I rang up and made an appointment for 08.00 and turned up on day 10 minutes early. I enjoyed a lovely early morning conversation with a wonderful pharmacy assistant who told me she had been preparing and filling prescriptions since 07.30. 08.00 came and went and there was still only me and the pharmacy assistant in the room. 08.10 appeared on the clock and finally the reception blinds went up and I was asked 'what I wanted'. I politely pointed to the clock, now showing 08.15 and said 'I had a 08.00 appointment for a Yellow Fever vaccination'.
After giving her my name she looked on her computer, which apparently said No, and she said 'I didn't have a 08.00 appointment'. It was a moot point really as the clock now stood at 08.18. After another few minutes of looking a scrap of paper was found with my name and details on it which appeared to confirm I did have an appointment and I was ushered into the treatment room to meet Sister Sandy. Her clock said 08.25. 'I'm off to Nigeria shortly and I am here for a 08.00 appointment to have a Yellow Fever vaccination' I said.
'Well fill in this form while I look up whether visitors to Nigeria require a Yellow Fever vaccination or not' Sister Sandy said. I was handed a form that asked for my temporary address and my permanent address. Now I don’t have a temporary address so used my office number and the name of the University building instead which seemed to satisfy Sister Sandy. At 08.32 she told me I didn't need a Yellow Fever vaccination to visit Nigeria.

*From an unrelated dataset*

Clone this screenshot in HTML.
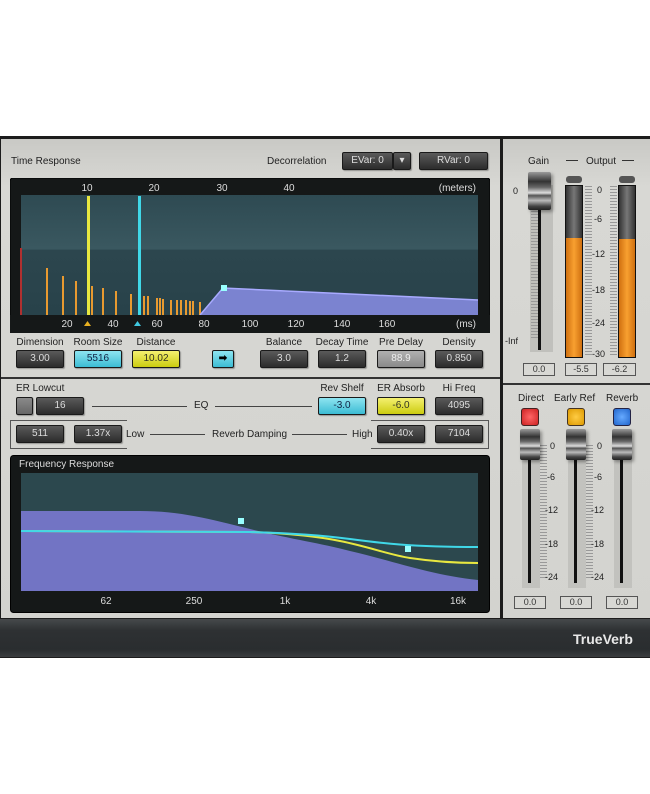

Now I am not someone who easily becomes exasperated but this was the second time in as many minutes a computer had said No.
I told sister Sandy that 'I had an instruction from my University that says get a Yellow Fever vaccination, I don’t want to end up at a border having goodness knows what pumped into my arm and being charged £500 for the privilege - so let’s do a deal'. Using my most persuasive voice I said, 'I will give you the £60 and you just give me the vaccination and we can all go our separate ways happy'. Glaring at me in silence she gave me the vaccination and at 08.40 I left her treatment room and went to pay for it.
The receptionist said she would prefer it if 'I paid by card', but when she tried to connect, for the third time that morning a computer said No. So I paid by cash, got the certificate stamped and at 08.55 finally left the surgery. Being a man, I hadn't looked at the instructions for Yellow Fever vaccination before having it done and it was only after spending 24 hours feeling nauseas, enduring a pounding headache, aching limbs and also generally biting everyone’s head off, that I went n-line and discovered these were fairly common side effects.
Much to my horror I also discovered that 4 in every 1 million vaccination doses given results in a neurological condition known as yellow fever vaccine-associated neurological disease (YEL-AND), a particularly nasty disease. The risk for those who are 60 years or over is much higher, 1 in every 50,000 people. This represents the highest risk of any vaccine currently in use. But I wasn't going back to see Sister Sandy to discuss this.
Thankfully, as I write this, some 78 hours after having the vaccination, I am feeling much better. Apologies to anyone whose head I might have bitten off since the middle of last week. Normal service is resumed.